If we simply removed conjuncts containing $x$, we would get just $y \le 5$.

Size of Generated Formulas

The size of the formula can be exponential because each time we have a nondeterministic choice, we double formula size:

\begin{equation*}
\begin{array}{l}
sp_F(P, (c_1 [] c_2);(c_3 [] c_4)) =  \\
sp_F(sp_F(P,c_1 [] c_2), c_3 [] c_4) =  \\
sp_F(sp_F(P,c_1) \vee sp_F(P,c_2), c_3  [] c_4) = \\
sp_F(sp_F(P,c_1) \vee sp_F(P,c_2), c_3) \vee
sp_F(sp_F(P,c_1) \vee sp_F(P,c_2), c_4)
\end{array}
\end{equation*}

Reducing sp to Relation Composition

The following identity holds for relations (see Sets and Relations):

\begin{equation*}
   sp(P,r) = ran(\Delta_P \circ r)
\end{equation*}

Based on this, we can compute $sp(P,c_1)$ in two steps:

  1. compute formula $F_c(assume(P);c_1)$, using Compositional VCG
  2. existentially quantify over initial (non-primed) variables

Indeed, if $F_1$ is a formula denoting relation $r_1$, that is,

\begin{equation*}
    r_1 = \{(\vec x, \vec x\,').\ F_1(\vec x,\vec x\,')
\end{equation*}

then $\ \exists \vec x.
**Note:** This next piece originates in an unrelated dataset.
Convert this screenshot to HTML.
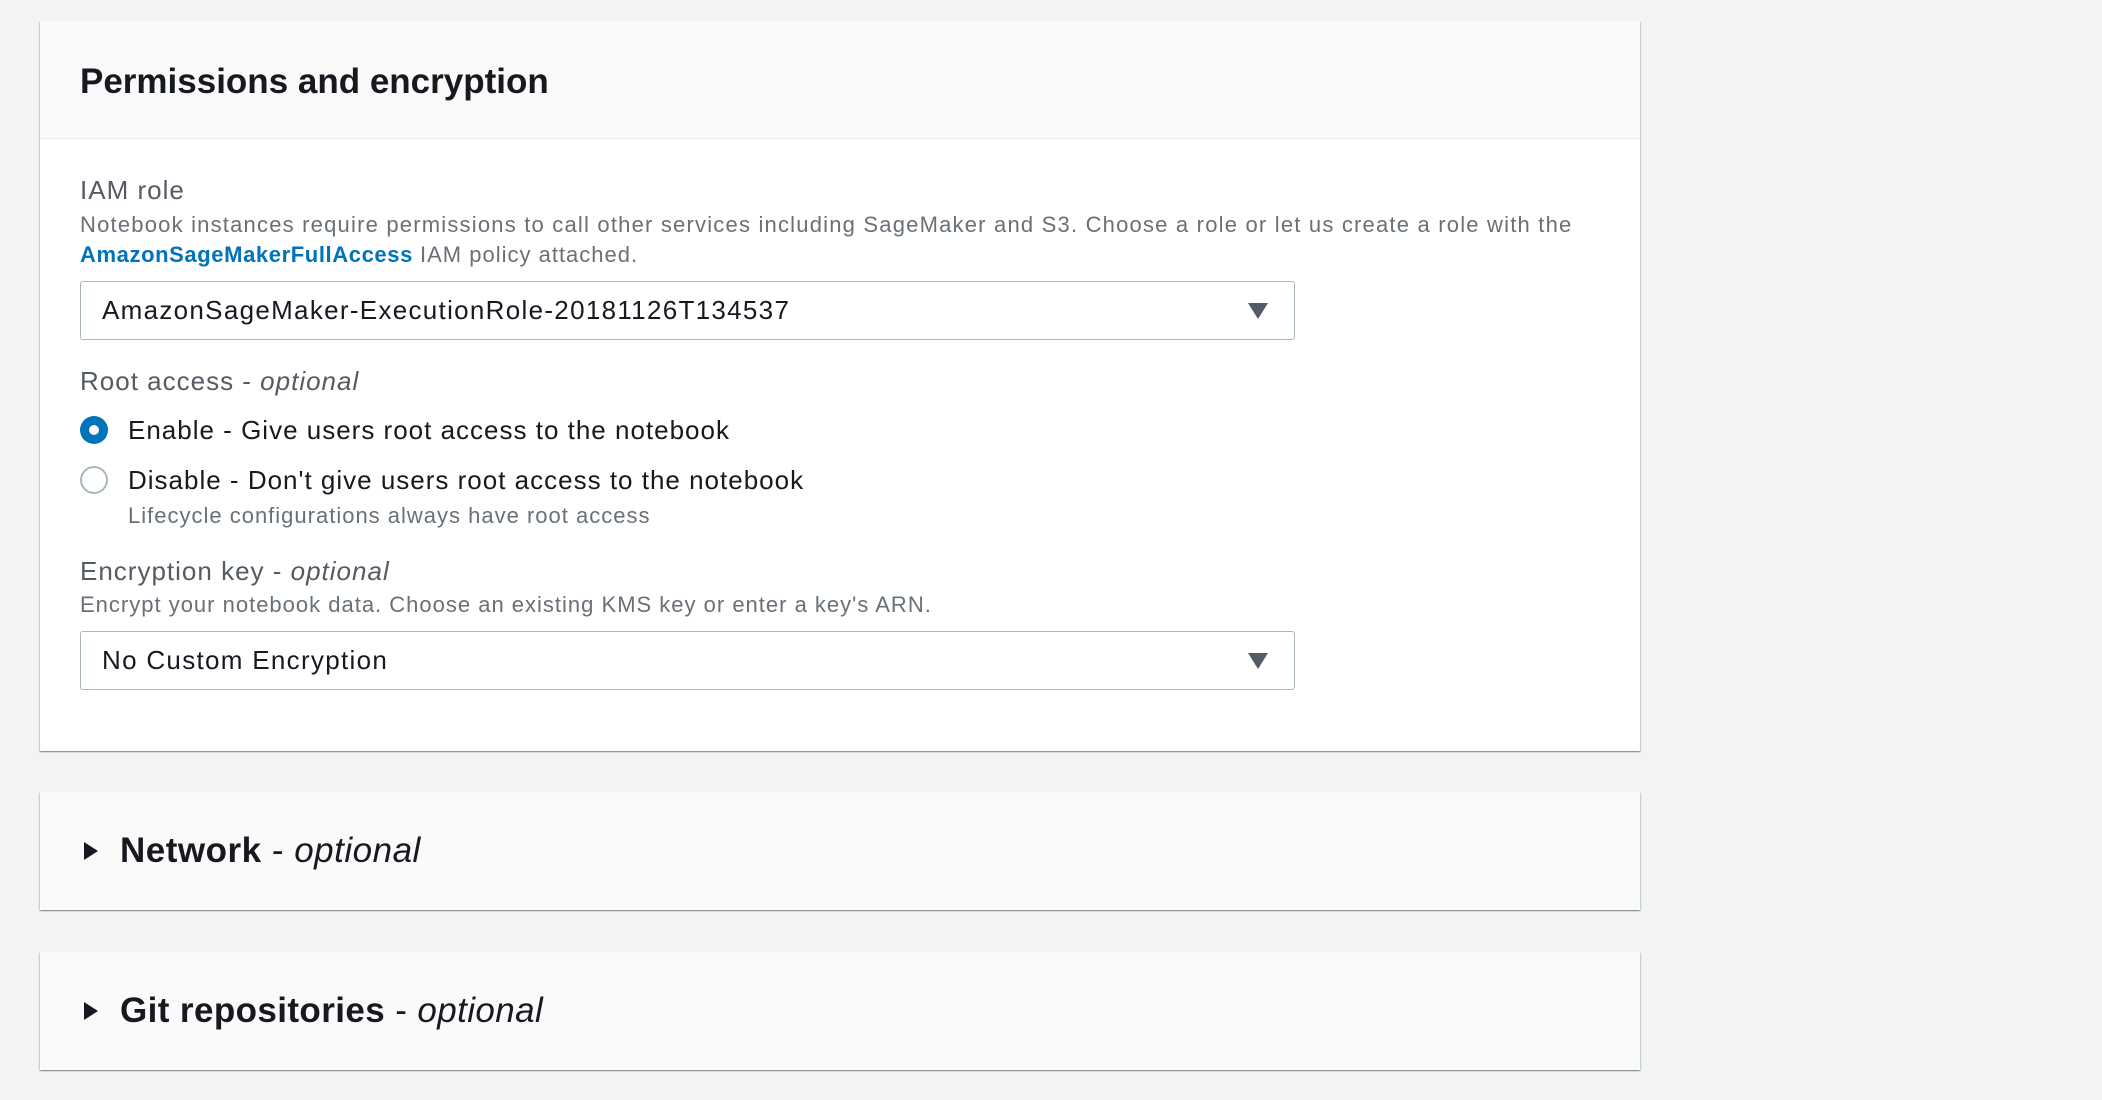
<!DOCTYPE html>
<html><head><meta charset="utf-8"><style>
*{margin:0;padding:0;box-sizing:border-box}
body{width:2102px;height:1100px;background:#f2f3f3;font-family:"Liberation Sans",sans-serif;position:relative;overflow:hidden;color:#16191f}
.p{position:absolute;left:40px;width:1600px;background:#fff;box-shadow:0 1px 1px 0 rgba(0,28,36,.3),1px 1px 1px 0 rgba(0,28,36,.15),-1px 1px 1px 0 rgba(0,28,36,.15)}
.t{position:absolute;white-space:nowrap;letter-spacing:1px}
.sel{position:absolute;left:80px;width:1215px;height:59px;border:1px solid #aab7b8;border-radius:3px;background:#fff}
.sel span{position:absolute;left:21px;top:13px;font-size:26px;color:#16191f;letter-spacing:1.3px;white-space:nowrap}
.sel i{position:absolute;right:26px;top:21px;width:0;height:0;border-left:10px solid transparent;border-right:10px solid transparent;border-top:16px solid #545b64}
.g{color:#687078}
.ar{position:absolute;left:84px;width:0;height:0;border-top:9px solid transparent;border-bottom:9px solid transparent;border-left:14px solid #16191f}
</style></head><body>
<div class="p" style="top:21px;height:730px">
 <div style="height:118px;background:#fafafa;border-bottom:1px solid #eaeded"></div>
</div>
<div class="t" style="left:80px;top:62px;font-size:35px;font-weight:bold;letter-spacing:0">Permissions and encryption</div>
<div class="t" style="left:80px;top:175px;font-size:26px;color:#545b64">IAM role</div>
<div class="t g" style="left:80px;top:212px;font-size:22px;letter-spacing:1.2px">Notebook instances require permissions to call other services including SageMaker and S3. Choose a role or let us create a role with the</div>
<div class="t g" style="left:80px;top:242px;font-size:22px"><b style="color:#0073bb;letter-spacing:0.6px">AmazonSageMakerFullAccess</b> IAM policy attached.</div>
<div class="sel" style="top:281px"><span>AmazonSageMaker-ExecutionRole-20181126T134537</span><i></i></div>
<div class="t" style="left:80px;top:366px;font-size:26px;color:#545b64">Root access - <i>optional</i></div>
<div style="position:absolute;left:80px;top:416px;width:28px;height:28px;border-radius:50%;background:#0073bb"><div style="position:absolute;left:9px;top:9px;width:10px;height:10px;border-radius:50%;background:#fff"></div></div>
<div class="t" style="left:128px;top:415px;font-size:26px">Enable - Give users root access to the notebook</div>
<div style="position:absolute;left:80px;top:466px;width:28px;height:28px;border-radius:50%;border:2px solid #aab7b8;background:#fff"></div>
<div class="t" style="left:128px;top:465px;font-size:26px">Disable - Don't give users root access to the notebook</div>
<div class="t g" style="left:128px;top:503px;font-size:22px">Lifecycle configurations always have root access</div>
<div class="t" style="left:80px;top:556px;font-size:26px;color:#545b64">Encryption key - <i>optional</i></div>
<div class="t g" style="left:80px;top:592px;font-size:22px">Encrypt your notebook data. Choose an existing KMS key or enter a key's ARN.</div>
<div class="sel" style="top:631px"><span>No Custom Encryption</span><i></i></div>

<div class="p" style="top:792px;height:118px;background:#fafafa"></div>
<div class="ar" style="top:842px"></div>
<div class="t" style="left:120px;top:831px;font-size:35px;letter-spacing:0.5px"><b>Network</b> - <i>optional</i></div>

<div class="p" style="top:952px;height:118px;background:#fafafa"></div>
<div class="ar" style="top:1002px"></div>
<div class="t" style="left:120px;top:991px;font-size:35px;letter-spacing:0.4px"><b>Git repositories</b> - <i>optional</i></div>
</body></html>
F_1(\vec x, \vec x\,')$ is formula denoting the range of $r_1$:

\begin{equation*}
   ran(r_1) = \{ \vec x\,'.\ \exists \vec x. F_1(\vec x, \vec x\,') \}
\end{equation*}

Moreover, the resulting approach does not have exponentially large formulas.